3And God said, Let there be light: and there was light. 4And God saw the light, that it was good: and God divided the light from the darkness. 5And God called the light Day, and the darkness he called Night. And the evening and the morning were the first day.

2006-12-11 09:16:36 · answer #6 · answered by Simon W 2 · 0 1

what be you asking young man? The Earth is around 4.567 billion years old, the Universe is around 13.7 billion years old. Why the obsession with carbon dating, my man? It is pretty rubbish for dating anything beyond a few 100 000 years old.

2006-12-11 09:05:48 · answer #7 · answered by Anonymous · 0 0

Carbon dating method can not reach that far. Most very old dates are based on the supposed age of the geologic column. However it is only speculation, with little to no data to support it. You are asking a pointless question. No one knows.

2006-12-11 09:04:49 · answer #8 · answered by Anonymous · 0 0

Earth isn't dated by carbon. You cant do measure the Earth back that far due to the motion of the tectonic plates. They have dated meteorites to give us a clue to the age of the universe.

2006-12-11 09:04:44 · answer #9 · answered by Anonymous · 0 0

Yes, good question.

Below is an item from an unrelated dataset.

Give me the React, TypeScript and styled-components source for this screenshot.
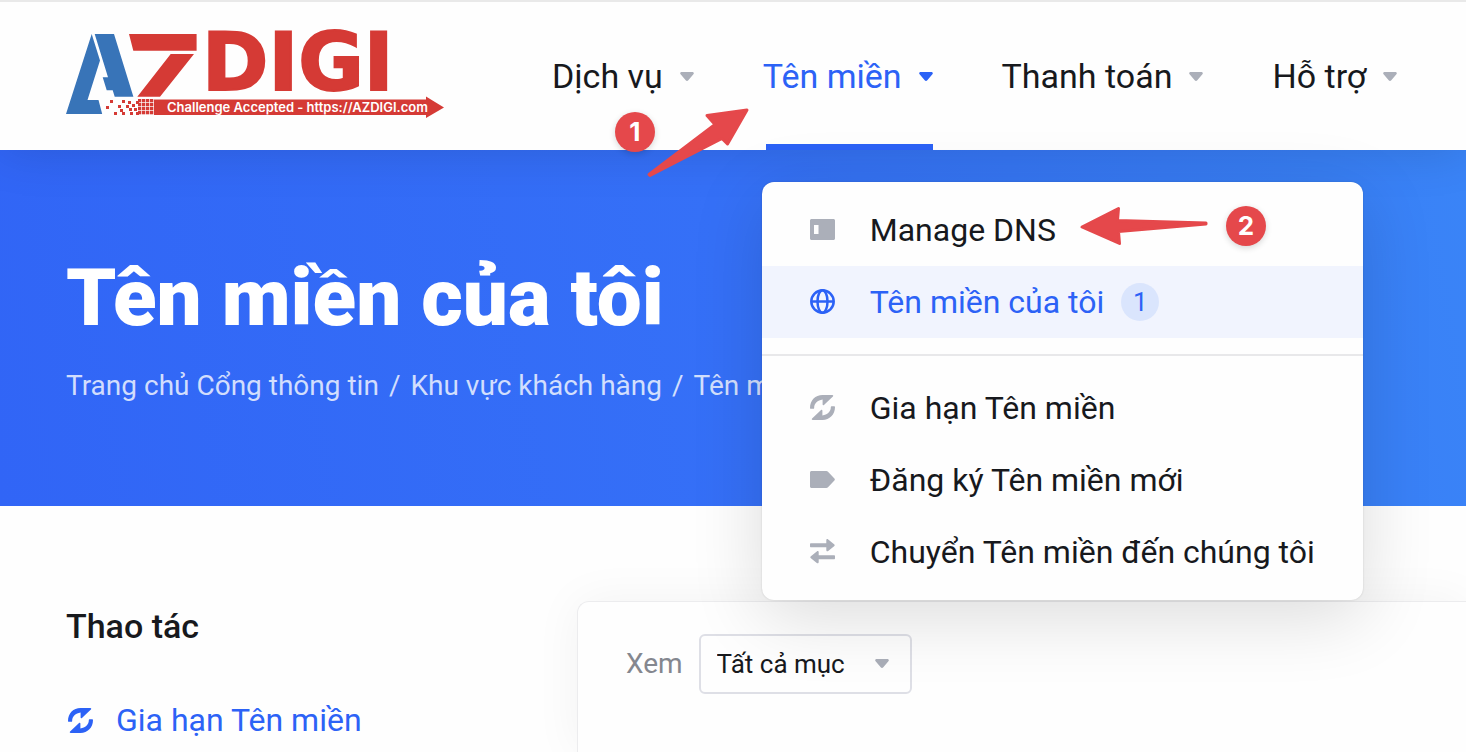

And I want to know where "in heavens" did all this matter come from that gathered to one point in the universe, just to explode.
However, wouldn't a blob of matter that big have so much gravity that no matter how big the bang, nothing would happen except maybe a tremor?
The sun does not explode because of its gravity and it is dinky relative to all matter in the universe. just a thought, that's all.